The above photograph proves the exception to this advice. If there is a place your photographer can go to get creative, angled shots (like a balcony or staircase!) then consider your venue and reception exempt!
2.) Don't Cut the Top Layer
Maybe you are saving the top layer for your first anniversary. Maybe you're not. Either way, reaching up at that angle provides an awkward angle for your photographer. Nobody wants a picture of the underside of their arm or their armpit on their wedding day! Plus, the reaching leads to your hands blocking your face! So, stay safe and cut the lower layers of your cake.
3.) One Word: STAY
This one gets tricky when you're in the moment, but all we ask is that you do your best to STAY close to each other both when cutting the cake and feeding each other. And, STAY close to each other for the best 'first bite' picture. Often, a couple will inadvertently shift to one side or the other to feed each other cake. When this happens, the photographer is playing catch up and is forced to change their position: something that is difficult if there is a crowd of people gathered nearby for your cake cutting!
4.) Check in with your Photographer
I know, common sense, right? But, when you're in the moment, you may block out everything around you. We include this tip as a gentle reminder to take a few seconds to make sure your professional photographer is ready for you to cut the cake. This moment is a popular one for wedding guests, and you just want to ensure your photographer is as ready as you are, and in the perfect position! That said, do your best to tune into any direction your photographer may give you.

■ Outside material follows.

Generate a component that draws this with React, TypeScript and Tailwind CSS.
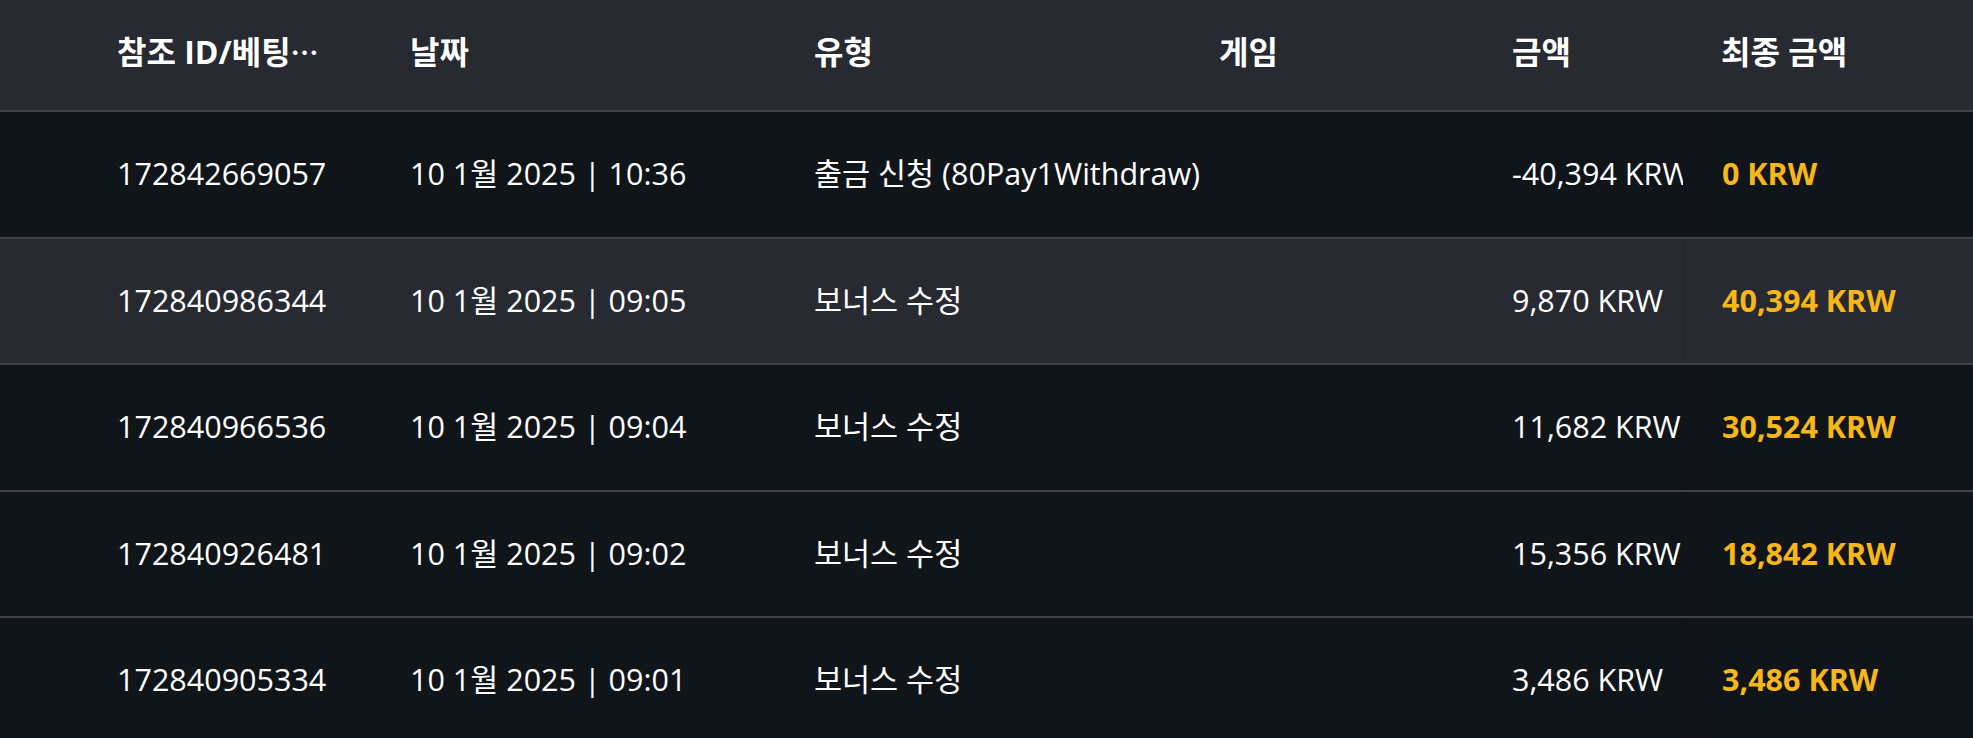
import React from 'react'

type Row = {
    id: string
    date: string
    type: string
    amount: string
    total: string
}

const rows: Row[] = [
    { id: '172842669057', date: '10 1월 2025 | 10:36', type: '출금 신청 (80Pay1Withdraw)', amount: '-40,394 KRW', total: '0 KRW' },
    { id: '172840986344', date: '10 1월 2025 | 09:05', type: '보너스 수정', amount: '9,870 KRW', total: '40,394 KRW' },
    { id: '172840966536', date: '10 1월 2025 | 09:04', type: '보너스 수정', amount: '11,682 KRW', total: '30,524 KRW' },
    { id: '172840926481', date: '10 1월 2025 | 09:02', type: '보너스 수정', amount: '15,356 KRW', total: '18,842 KRW' },
    { id: '172840905334', date: '10 1월 2025 | 09:01', type: '보너스 수정', amount: '3,486 KRW', total: '3,486 KRW' },
]

export default function App() {
    return (
        <div className="w-full h-[738px] overflow-hidden bg-[#10151a] text-white font-['Open_Sans','Noto_Sans_CJK_KR',sans-serif] text-[30.5px] whitespace-nowrap">
            <div className="flex h-[112px] items-center pb-[6px] bg-[#272a31] border-b-2 border-[#3f4347] font-bold text-[32px]">
                <div className="w-[410px] pl-[117px]">
                    참조 ID/베팅<span className="font-['Noto_Sans_CJK_KR',sans-serif] text-[28px]">…</span>
                </div>
                <div className="w-[404px]">날짜</div>
                <div className="w-[405px]">유형</div>
                <div className="w-[293px]">게임</div>
                <div className="w-[171px]">금액</div>
                <div className="flex-1 pl-[38px]">최종 금액</div>
            </div>
            {rows.map((r, i) => (
                <div
                    key={r.id}
                    className={`flex h-[126.5px] items-stretch border-b-2 border-[#3f4347] ${i === 1 ? 'bg-[#272a31]' : 'bg-[#10151a]'}`}
                >
                    <div className="w-[410px] pl-[117px] flex items-center">{r.id}</div>
                    <div className="w-[404px] flex items-center">{r.date}</div>
                    <div className="w-[405px] flex items-center">{r.type}</div>
                    <div className="w-[293px]" />
                    <div className="w-[171px] flex items-center overflow-hidden">{r.amount}</div>
                    <div className="flex-1 pl-[38px] flex items-center border-l border-black/10 font-bold text-[#f8b718]">
                        {r.total}
                    </div>
                </div>
            ))}
        </div>
    )
}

"Horror" story time! We were working a wedding with lots of guests (over 200). At this wedding, the cake cutting moment had us against a wall across the cake table from the bride and groom. Molly's doing an excellent job of making the best of a tight situation and directing the couple where to cut the cake and where to stand for their first bite. Just as they are putting the piece of cake on a plate, somebody's uncle yelled, "Hey you two! Look over here!" This loud directive led them to shift their bodies and BOTH of them inadvertently turned their backs to Molly for their first bite. Neither Molly or her second photographer anticipated this drastic of a shift and despite their best efforts and fast ninja moves, the shot of the first bite was missed.

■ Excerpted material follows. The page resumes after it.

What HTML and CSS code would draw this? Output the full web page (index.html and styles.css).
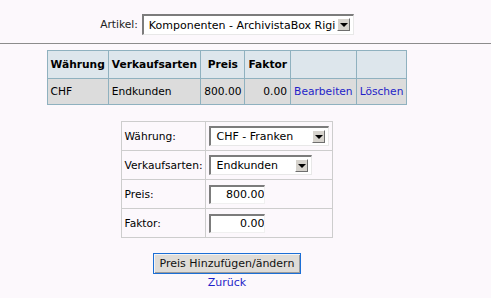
FILE: index.html
```html
<!DOCTYPE html>
<html lang="de">
<head>
  <meta charset="UTF-8" />
  <title>Preise</title>
  <link rel="stylesheet" href="styles.css">
</head>
<body>

<div class="top">
  <label class="top-label">Artikel:</label>
  <span class="combo combo-artikel">
    <select><option>Komponenten - ArchivistaBox Rigi</option></select>
    <span class="arrow"></span>
  </span>
</div>

<hr class="rule">

<div class="page">
  <table class="prices">
    <tr>
      <th>Währung</th>
      <th>Verkaufsarten</th>
      <th>Preis</th>
      <th>Faktor</th>
      <th></th>
      <th></th>
    </tr>
    <tr>
      <td>CHF</td>
      <td>Endkunden</td>
      <td class="num">800.00</td>
      <td class="num">0.00</td>
      <td><a href="#">Bearbeiten</a></td>
      <td><a href="#">Löschen</a></td>
    </tr>
  </table>

  <table class="form">
    <tr>
      <td>Währung:</td>
      <td>
        <span class="combo combo-currency">
          <select><option>CHF - Franken</option></select>
          <span class="arrow"></span>
        </span>
      </td>
    </tr>
    <tr>
      <td>Verkaufsarten:</td>
      <td>
        <span class="combo combo-type">
          <select><option>Endkunden</option></select>
          <span class="arrow"></span>
        </span>
      </td>
    </tr>
    <tr>
      <td>Preis:</td>
      <td><input class="field" type="text" value="800.00"></td>
    </tr>
    <tr>
      <td>Faktor:</td>
      <td><input class="field" type="text" value="0.00"></td>
    </tr>
  </table>

  <div class="actions">
    <button class="save-btn">Preis Hinzufügen/ändern</button>
    <a class="back" href="#">Zurück</a>
  </div>
</div>

</body>
</html>
```

FILE: styles.css
```css
body {
  margin: 0;
  background: #fcf8fc;
  font-family: "DejaVu Sans", Verdana, sans-serif;
  font-size: 8pt;
  color: #000;
}
a {
  color: #1f1fc8;
  text-decoration: none;
}
.top {
  width: 454px;
  padding-top: 14px;
  display: flex;
  justify-content: center;
  align-items: center;
  gap: 4px;
  color: #222;
}
.rule {
  border: none;
  border-top: 1px solid #8c8c8c;
  margin: 8px 0 6px;
}
.page {
  width: 454px;
  display: flex;
  flex-direction: column;
  align-items: center;
}

/* fake old style dropdowns */
.combo {
  position: relative;
  display: inline-block;
  background: #fff;
  border-top: 2px solid #7c7c7c;
  border-left: 2px solid #7c7c7c;
  border-right: 1px solid #e8e8e8;
  border-bottom: 1px solid #e8e8e8;
}
.combo select {
  appearance: none;
  -webkit-appearance: none;
  border: none;
  background: transparent;
  font: inherit;
  color: #000;
  height: 17px;
  padding: 0 0 0 5px;
  margin: 0;
  outline: none;
}
.combo-artikel select {
  width: 209px;
  font-size: 11px;
  height: 18px;
}
.combo-currency select {
  width: 117px;
  font-size: 11px;
}
.combo-type select {
  width: 100px;
  font-size: 11px;
}
.arrow {
  position: absolute;
  right: 3px;
  top: 2px;
  width: 11px;
  height: 11px;
  background: #d6d3cd;
  border-top: 1px solid #fff;
  border-left: 1px solid #fff;
  border-right: 1px solid #6e6e6e;
  border-bottom: 1px solid #6e6e6e;
}
.arrow::after {
  content: "";
  position: absolute;
  left: 2px;
  top: 4px;
  border-left: 4px solid transparent;
  border-right: 4px solid transparent;
  border-top: 4px solid #000;
}

.prices {
  border-collapse: collapse;
}
.prices th,
.prices td {
  border: 1px solid #8fb1bf;
  padding: 7px 3px;
  line-height: 13px;
  text-align: left;
  white-space: nowrap;
}
.prices td {
  padding: 6px 3px;
  background: #dcdcdc;
}
.prices th {
  background: #dde6ec;
  font-weight: bold;
}
.prices th:nth-child(3),
.prices th:nth-child(4) {
  text-align: center;
}
.prices td.num {
  text-align: right;
}

.form {
  border-collapse: collapse;
  margin-top: 16px;
}
.form td {
  border: 1px solid #cdcdcd;
  padding: 4px 3px;
  height: 20px;
}
.field {
  width: 53px;
  height: 16px;
  box-sizing: content-box;
  font: inherit;
  font-size: 11px;
  text-align: right;
  padding: 0;
  background: #fff;
  border-top: 2px solid #7c7c7c;
  border-left: 2px solid #7c7c7c;
  border-right: 1px solid #f0f0f0;
  border-bottom: 1px solid #f0f0f0;
  outline: none;
}

.actions {
  margin-top: 15px;
  display: flex;
  flex-direction: column;
  align-items: center;
  gap: 2px;
}
.save-btn {
  font: inherit;
  font-size: 11px;
  color: #111;
  background: #dfdcd7;
  border: 1px solid #1c6fd6;
  box-shadow: inset 1px 1px 0 #f4f4f4, inset -1px -1px 0 #9a9a9a;
  padding: 2px 6px;
  height: 21px;
}
.back {
  font-size: 11px;
}
```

Worst possible thing to happen on a wedding day? Nah. But missing the true emotion of the moment and having to pose the couple for a second "first bite" among all of the excitement and crowd movement wasn't easy.
5.) Aren't Sure What You're Doing? ASK!
We have literally seen hundreds of cake cuttings, so we've learned a thing or two and are happy to give you advice or directions when you're standing at the table. Depending on where your reception is, your venue contact or event planner is also nearby ready to lend a helping hand. We know you've cut cakes before at birthday parties, but cutting your wedding cake with two of you holding a knife isn't easy! So, please ask us if you need a few last minute pointers!
6.) Don't Stress: Enjoy the Moment!
With all of this advice, we don't mean to stress you out! It's a really sweet, happy tradition you are choosing to include in your wedding, so make sure to enjoy it! Funny story: I've (Rhonda) been working weddings for the better part of 6 years, and even I was a little nervous when I cut my cake at my wedding. I hadn't thought about the fact that we had ribbon around each layer which led to my husband and I cutting the cake twice because in the moment we couldn't figure out why the piece of cake wouldn't come out! Nobody noticed, and the cake was delicious, so all was well!
Little hiccups happen, but keeping a few extra things like this post in mind just ensures that your wedding photographs will be perfect!
First cut? Third cut? Who knows! Take it from me: ribbons are unexpectedly tricky! Did this advice help you think about where to place your cake table and plan for your cake cutting? Do you have any advice we missed?